At 3M, however, there is a long-standing policy that permits employees to spend fifteen percent of their time working on projects of their own choosing.

The inventor, Art Fry, really had to sell the product, both within the company:

Fortunately, he had a wider range of closing techniques than the average luggage salesman. To prove that the necessary conversion machines wouldn’t be quite so hard to fabricate as the engineering department was imagining, Fry built a prototype machine himself, in his basement. It wasn’t perfect, but it worked well enough to show that it could be done. There was just one problem; by the time he was finished with it, it had grown bigger than he’d anticipated it would be. "To get it out of my basement, I had to take out the basement door, then the door frame, and part of a garden wall that was outside," he said. Fry loaded the machine into his pickup truck and drove it to 3M. And, really, what self-respecting engineering division of a huge multinational isn’t going to respond to a gambit like that? The necessary enhancements were made, the production process was perfected, and eventually, it was time to see what the public thought.

and to the general public:

Like every inventor at 3M, Fry had some experience with unhappy endings. Most of the projects he worked on, for one reason or another, never made it to market. But he also knew how much people liked his notes once they were taught how to use them. Even many of the naysayers were habitual users.
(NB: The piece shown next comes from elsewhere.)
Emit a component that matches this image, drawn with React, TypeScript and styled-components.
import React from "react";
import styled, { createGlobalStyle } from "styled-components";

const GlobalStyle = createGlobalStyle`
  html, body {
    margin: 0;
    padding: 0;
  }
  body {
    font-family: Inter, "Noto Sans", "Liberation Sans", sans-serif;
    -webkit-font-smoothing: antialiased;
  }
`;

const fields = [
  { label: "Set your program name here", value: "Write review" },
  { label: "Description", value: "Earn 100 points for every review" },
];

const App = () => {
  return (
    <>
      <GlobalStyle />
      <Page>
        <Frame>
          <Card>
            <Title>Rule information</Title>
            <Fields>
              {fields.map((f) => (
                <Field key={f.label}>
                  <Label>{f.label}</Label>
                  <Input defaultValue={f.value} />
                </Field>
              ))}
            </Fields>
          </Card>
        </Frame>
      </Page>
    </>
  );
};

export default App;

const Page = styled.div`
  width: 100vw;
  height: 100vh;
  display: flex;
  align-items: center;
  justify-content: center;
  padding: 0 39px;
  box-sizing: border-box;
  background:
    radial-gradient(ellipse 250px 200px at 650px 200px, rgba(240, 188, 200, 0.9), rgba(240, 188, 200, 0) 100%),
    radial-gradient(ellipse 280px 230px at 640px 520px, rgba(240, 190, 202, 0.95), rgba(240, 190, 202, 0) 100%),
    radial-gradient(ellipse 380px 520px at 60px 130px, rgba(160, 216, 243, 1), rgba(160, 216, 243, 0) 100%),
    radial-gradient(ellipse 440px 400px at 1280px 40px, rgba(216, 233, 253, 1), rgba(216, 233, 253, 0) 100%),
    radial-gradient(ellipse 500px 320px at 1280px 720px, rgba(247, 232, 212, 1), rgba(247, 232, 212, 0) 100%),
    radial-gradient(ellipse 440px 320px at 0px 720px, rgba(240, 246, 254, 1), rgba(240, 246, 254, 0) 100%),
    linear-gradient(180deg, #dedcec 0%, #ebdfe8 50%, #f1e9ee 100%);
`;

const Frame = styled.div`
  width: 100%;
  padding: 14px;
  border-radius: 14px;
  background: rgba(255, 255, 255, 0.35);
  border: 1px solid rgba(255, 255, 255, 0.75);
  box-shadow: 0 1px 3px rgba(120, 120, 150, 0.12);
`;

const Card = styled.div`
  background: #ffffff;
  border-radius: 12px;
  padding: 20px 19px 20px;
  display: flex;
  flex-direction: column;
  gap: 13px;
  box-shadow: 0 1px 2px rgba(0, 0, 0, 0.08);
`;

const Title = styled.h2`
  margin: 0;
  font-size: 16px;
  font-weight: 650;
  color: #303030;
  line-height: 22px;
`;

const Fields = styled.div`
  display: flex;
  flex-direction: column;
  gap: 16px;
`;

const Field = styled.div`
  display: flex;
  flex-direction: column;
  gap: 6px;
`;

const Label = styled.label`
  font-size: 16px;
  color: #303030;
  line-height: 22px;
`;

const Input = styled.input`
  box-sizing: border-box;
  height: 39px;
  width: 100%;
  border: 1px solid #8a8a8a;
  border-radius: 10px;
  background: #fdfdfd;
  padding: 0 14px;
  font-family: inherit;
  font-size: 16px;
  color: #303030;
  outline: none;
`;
Why, when it was so popular inside 3M, would it not be popular elsewhere? "We knew the test markets failed, but we just kept saying, 'Maybe it was us. Maybe we did something wrong,'" said Gaudio Edwards. "Because it couldn’t be the product--the product was great."

To see for themselves how people outside 3M responded to Post-it Notes, two 3M executives, Geoff Nicholson and Joe Ramey, decided to return to one of the test cities, Richmond, Virginia, to conduct their own one-day market research expedition.
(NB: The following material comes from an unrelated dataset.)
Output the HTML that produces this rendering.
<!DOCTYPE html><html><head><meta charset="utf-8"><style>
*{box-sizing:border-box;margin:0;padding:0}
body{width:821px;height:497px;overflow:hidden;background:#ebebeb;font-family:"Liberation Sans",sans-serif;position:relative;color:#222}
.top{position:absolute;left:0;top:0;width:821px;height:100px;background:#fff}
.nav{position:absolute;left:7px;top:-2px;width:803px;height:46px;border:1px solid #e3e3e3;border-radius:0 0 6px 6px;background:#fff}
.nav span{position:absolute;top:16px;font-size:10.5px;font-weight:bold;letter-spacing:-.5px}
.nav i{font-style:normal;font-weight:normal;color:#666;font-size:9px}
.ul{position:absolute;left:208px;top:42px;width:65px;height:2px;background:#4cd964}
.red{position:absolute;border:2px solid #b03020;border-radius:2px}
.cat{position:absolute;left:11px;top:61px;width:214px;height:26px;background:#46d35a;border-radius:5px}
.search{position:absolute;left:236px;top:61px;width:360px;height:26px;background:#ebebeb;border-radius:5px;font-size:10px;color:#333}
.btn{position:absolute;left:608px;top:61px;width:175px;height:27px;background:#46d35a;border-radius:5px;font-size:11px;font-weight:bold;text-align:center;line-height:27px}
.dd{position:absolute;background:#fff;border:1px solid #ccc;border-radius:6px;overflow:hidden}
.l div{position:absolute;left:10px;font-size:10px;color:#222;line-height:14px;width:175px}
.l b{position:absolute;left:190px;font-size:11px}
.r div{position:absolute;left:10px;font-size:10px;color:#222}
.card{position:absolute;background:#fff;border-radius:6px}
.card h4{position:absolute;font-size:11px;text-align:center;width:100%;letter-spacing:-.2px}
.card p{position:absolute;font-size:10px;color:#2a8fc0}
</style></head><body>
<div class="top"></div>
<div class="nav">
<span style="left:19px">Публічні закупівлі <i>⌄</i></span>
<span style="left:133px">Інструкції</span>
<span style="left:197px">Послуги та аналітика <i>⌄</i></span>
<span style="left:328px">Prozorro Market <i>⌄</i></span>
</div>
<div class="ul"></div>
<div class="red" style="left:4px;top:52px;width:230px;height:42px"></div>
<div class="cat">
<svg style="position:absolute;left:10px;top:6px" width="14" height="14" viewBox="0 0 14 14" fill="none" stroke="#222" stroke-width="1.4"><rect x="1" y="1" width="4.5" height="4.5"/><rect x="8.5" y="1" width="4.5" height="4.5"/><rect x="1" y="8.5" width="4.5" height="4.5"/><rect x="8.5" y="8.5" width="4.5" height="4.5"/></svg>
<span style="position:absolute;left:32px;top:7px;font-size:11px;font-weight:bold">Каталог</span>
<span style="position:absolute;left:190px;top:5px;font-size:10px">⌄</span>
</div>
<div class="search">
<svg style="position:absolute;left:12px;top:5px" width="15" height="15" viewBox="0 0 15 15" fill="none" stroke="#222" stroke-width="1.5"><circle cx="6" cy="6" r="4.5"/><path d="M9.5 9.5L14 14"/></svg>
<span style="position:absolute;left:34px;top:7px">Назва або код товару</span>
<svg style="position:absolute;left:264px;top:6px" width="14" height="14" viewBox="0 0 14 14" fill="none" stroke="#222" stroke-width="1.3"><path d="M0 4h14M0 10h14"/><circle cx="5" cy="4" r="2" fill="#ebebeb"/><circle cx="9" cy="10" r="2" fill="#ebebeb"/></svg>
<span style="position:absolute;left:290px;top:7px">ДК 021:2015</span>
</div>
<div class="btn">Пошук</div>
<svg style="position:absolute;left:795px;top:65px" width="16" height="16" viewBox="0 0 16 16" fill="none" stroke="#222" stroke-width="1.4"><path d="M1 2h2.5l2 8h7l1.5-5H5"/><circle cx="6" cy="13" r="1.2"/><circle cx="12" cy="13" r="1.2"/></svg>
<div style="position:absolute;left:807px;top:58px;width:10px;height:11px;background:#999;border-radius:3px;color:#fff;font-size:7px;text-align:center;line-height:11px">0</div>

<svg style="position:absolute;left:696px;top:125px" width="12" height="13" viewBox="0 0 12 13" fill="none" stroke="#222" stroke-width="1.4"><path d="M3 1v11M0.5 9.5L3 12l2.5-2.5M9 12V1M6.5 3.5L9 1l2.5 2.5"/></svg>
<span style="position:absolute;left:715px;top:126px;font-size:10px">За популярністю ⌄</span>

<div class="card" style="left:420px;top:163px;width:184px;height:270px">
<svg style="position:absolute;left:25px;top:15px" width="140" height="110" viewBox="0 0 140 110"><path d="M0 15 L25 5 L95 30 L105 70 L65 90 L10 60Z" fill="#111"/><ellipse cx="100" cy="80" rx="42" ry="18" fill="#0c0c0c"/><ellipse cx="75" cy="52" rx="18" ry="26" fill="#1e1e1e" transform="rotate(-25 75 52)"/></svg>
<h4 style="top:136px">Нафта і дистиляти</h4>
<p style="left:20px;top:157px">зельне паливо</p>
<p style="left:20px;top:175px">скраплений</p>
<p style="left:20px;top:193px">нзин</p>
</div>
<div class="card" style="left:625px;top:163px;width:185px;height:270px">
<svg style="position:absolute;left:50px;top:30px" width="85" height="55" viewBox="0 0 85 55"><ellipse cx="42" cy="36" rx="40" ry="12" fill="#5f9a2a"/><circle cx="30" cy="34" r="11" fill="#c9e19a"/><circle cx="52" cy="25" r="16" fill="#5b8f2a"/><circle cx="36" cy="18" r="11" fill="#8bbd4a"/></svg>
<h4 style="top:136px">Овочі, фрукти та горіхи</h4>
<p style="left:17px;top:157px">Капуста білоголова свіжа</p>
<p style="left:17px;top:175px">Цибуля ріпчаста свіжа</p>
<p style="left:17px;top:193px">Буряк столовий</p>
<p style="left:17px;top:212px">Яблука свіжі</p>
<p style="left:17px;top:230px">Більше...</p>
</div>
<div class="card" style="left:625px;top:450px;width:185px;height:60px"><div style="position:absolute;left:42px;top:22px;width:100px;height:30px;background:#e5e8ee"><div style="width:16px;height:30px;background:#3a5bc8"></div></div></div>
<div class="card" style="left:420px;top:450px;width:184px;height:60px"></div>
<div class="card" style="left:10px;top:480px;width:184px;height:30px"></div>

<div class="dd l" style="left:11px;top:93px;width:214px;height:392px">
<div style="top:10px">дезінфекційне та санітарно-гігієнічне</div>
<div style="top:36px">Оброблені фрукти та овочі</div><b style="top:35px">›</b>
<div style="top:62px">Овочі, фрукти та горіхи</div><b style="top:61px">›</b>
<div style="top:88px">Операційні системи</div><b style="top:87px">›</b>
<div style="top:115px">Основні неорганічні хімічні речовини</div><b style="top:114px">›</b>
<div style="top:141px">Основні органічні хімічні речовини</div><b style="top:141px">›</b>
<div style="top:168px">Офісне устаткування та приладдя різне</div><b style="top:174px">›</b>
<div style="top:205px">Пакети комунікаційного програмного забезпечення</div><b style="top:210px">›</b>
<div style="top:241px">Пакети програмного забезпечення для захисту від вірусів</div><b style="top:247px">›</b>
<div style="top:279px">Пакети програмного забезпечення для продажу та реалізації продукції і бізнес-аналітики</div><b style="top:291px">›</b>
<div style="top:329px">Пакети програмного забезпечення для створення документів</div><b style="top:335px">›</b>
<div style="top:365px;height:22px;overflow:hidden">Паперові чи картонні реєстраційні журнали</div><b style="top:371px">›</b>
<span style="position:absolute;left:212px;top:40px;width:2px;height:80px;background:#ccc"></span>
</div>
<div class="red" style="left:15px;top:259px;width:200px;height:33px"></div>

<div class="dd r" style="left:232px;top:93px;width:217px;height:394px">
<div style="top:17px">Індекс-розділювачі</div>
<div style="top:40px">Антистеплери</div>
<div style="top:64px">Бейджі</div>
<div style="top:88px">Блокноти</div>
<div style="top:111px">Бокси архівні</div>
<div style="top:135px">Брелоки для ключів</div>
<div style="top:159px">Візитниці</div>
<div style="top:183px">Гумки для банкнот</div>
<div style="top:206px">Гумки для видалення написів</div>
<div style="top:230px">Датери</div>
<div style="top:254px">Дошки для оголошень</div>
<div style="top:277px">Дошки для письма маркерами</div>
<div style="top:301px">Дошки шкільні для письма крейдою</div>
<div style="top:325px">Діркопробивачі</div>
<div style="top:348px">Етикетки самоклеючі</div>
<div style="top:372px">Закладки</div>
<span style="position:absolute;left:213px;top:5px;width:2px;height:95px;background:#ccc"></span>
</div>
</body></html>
Echoing Fry’s efforts at 3M, the duo cold-called offices throughout the city, giving away free samples and showing people how to use the product. The responses they got were substantially more enthusiastic this time. "Those things really were like cocaine," said Steve Collins, who ended up working on the Post-it Notes account for more than a decade and is now the president of Martin/Williams. "You got them into somebody’s hands, and they couldn’t help but play around with them."

On the dark side of the post-it:

At the FBI, they’ve even coined a special acronym for the product. "They call them FLYNs," said Fry, who learned this one day when an agent interviewed him for an FBI newsletter. "That stands for 'funny little yellow notes.' Except I'm cleaning it up when I say 'funny.'" Fry clarified. "When field agents submit a report and it comes back with a lot of notes on it, that means it’s a lot more work for them. So they’ll say, 'Man, I’ve really been flynned.'"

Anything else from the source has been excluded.